Photographs from Carnival 2011 - Click Here!
Every summer, Toronto blazes with the excitement of calypso, steel pan and elaborate masquerade costumes during the annual Toronto Caribbean Carnival Festival held during the beginning of August.
Toronto Caribbean Carnival is celebrating its 44th anniversary in 2011, and it is the largest Caribbean festival in North America. Presented by the Festival Management Committee, in collaboration with the Toronto Mas Band Association (TMBA), the three week festival attracts over a million participants annually, including hundreds of thousands of tourists from around the world. Among the highlights is the Parade, featuring thousands of brilliantly costumed masqueraders and dozens of trucks carrying live soca, calypso, steel pan, reggae and salsa artists. Participants jam the 1.5 km parade route all day, to the delight of hundreds of thousands of spectators.

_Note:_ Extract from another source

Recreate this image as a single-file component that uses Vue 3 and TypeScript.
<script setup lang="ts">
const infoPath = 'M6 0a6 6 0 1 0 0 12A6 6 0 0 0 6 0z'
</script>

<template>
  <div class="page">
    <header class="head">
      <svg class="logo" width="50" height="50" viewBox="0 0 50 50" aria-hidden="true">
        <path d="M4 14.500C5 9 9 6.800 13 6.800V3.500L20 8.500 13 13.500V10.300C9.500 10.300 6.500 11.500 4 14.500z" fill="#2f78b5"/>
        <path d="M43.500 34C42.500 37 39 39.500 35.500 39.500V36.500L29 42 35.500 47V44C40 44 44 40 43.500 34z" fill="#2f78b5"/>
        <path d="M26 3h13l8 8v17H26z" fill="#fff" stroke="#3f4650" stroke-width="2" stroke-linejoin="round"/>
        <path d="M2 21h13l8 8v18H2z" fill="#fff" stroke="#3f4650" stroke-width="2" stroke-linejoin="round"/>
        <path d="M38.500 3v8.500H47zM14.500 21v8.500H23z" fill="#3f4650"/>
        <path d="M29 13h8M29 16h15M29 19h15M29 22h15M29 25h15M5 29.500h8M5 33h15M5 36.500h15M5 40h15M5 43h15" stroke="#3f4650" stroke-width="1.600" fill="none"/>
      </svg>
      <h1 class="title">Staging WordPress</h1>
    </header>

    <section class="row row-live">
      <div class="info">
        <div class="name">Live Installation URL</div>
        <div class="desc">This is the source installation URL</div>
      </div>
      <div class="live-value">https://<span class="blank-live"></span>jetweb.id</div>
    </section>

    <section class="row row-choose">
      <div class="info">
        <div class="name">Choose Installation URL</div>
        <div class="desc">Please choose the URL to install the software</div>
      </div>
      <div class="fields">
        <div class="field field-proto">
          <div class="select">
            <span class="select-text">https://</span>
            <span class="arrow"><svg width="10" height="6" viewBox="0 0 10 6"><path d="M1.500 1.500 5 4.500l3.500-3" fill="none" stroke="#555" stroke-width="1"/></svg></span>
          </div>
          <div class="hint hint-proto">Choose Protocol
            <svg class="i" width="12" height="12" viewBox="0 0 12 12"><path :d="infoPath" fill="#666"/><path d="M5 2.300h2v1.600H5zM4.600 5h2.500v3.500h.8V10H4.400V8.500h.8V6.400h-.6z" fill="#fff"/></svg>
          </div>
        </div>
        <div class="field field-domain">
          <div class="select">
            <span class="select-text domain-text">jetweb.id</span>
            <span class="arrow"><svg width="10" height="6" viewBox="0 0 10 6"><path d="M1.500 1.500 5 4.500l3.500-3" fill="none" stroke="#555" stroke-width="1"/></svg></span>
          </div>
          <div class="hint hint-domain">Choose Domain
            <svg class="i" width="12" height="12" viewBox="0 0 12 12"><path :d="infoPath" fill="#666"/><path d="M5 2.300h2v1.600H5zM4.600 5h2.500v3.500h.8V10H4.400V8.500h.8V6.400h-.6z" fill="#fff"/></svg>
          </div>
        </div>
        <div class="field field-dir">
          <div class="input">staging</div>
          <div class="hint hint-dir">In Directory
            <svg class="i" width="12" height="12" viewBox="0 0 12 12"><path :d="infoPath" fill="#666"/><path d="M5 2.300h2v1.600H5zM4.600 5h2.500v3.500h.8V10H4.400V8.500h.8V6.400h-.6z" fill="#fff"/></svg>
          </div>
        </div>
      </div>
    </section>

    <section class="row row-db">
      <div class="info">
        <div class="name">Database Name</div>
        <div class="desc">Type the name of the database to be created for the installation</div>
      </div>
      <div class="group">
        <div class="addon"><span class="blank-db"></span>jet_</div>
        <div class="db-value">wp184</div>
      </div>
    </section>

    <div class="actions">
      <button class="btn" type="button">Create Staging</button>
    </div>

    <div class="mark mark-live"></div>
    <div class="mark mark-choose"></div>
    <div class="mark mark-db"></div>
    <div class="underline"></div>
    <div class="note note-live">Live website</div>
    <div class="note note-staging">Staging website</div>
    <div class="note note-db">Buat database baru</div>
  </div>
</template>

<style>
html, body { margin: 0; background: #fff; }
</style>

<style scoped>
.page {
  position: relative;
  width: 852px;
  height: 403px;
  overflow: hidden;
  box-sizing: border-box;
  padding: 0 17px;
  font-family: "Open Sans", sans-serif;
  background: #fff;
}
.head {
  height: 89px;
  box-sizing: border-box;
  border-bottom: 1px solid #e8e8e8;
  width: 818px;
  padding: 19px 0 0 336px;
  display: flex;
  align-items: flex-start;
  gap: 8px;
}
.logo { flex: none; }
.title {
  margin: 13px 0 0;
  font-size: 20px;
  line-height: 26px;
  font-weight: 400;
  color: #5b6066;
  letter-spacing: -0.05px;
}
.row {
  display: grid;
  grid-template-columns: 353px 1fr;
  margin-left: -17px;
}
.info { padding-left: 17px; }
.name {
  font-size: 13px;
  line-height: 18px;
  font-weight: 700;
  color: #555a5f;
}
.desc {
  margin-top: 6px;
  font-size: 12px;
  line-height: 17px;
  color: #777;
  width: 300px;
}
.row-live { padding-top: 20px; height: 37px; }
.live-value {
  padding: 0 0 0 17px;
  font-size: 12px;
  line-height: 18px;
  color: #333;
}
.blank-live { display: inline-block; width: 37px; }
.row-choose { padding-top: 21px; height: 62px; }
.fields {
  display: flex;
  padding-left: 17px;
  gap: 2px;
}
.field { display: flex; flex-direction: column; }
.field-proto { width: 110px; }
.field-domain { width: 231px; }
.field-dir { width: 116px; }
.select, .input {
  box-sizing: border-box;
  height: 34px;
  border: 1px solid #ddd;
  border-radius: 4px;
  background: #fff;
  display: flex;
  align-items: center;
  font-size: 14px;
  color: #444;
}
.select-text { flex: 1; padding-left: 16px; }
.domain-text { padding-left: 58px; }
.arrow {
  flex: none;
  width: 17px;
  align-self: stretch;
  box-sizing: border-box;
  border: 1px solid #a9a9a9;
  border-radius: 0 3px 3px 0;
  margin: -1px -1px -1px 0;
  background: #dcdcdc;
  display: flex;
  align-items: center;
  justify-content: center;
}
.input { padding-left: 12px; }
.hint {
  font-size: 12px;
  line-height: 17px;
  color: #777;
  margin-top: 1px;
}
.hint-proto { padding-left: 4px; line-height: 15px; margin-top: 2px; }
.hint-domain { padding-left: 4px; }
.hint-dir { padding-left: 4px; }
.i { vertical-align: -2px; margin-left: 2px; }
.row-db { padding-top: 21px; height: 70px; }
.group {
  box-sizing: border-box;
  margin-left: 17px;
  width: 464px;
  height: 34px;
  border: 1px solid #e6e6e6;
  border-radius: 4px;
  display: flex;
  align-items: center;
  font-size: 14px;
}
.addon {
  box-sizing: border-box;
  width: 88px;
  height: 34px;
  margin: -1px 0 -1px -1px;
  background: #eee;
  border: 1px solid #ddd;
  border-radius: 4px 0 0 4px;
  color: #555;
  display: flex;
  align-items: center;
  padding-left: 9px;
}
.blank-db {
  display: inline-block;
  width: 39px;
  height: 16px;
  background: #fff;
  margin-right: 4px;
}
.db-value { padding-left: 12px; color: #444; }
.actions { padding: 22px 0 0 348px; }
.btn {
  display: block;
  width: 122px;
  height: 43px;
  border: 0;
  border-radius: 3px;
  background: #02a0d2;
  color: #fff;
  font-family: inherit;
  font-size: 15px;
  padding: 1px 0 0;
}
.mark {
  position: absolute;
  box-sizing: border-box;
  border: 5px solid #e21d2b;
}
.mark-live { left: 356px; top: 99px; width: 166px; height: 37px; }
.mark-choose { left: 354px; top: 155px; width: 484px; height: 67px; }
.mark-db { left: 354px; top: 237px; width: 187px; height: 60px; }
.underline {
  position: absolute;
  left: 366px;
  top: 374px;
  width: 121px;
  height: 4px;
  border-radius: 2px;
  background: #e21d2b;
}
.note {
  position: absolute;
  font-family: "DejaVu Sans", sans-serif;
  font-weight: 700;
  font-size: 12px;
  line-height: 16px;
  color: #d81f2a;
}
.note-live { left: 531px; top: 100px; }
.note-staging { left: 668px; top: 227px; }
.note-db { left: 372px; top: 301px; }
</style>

The Toronto Carnival was created in 1967 as a community heritage project for Canada's Centennial year. Based on Trinidad Carnival, the Festival now also includes the music, dance, food and costumes of Jamaica, Guyana, the Bahamas, Brazil and many other cultures represented in Toronto. To raise awareness that racialized workers are also public sector workers and to continue to organize within racialized communities, our Union – the Canadian Union of Public Employees (CUPE) –is continuing its participation in Carnival. CUPE is emphasizing team building and engaging Racialized workers to build their capacity as members and engage with the community to profile the Union in a positive manner.
In conjunction with band leader Whitfield Belasco, CUPE is organizing a presence in the Carnival and is actively involved with a Mass Camp workshop. Through our involvement CUPE will also use this as an important opportunity to showcase racialized workers in Ontario as public sector workers who play a vital role in making Ontario a better place.
CUPE's Carnival Theme for 2011 is "CELEBRATIONS"
As union members and members of the community we are celebrating through art, music and theatre all important aspects to BUILD A BETTER ONTARIO.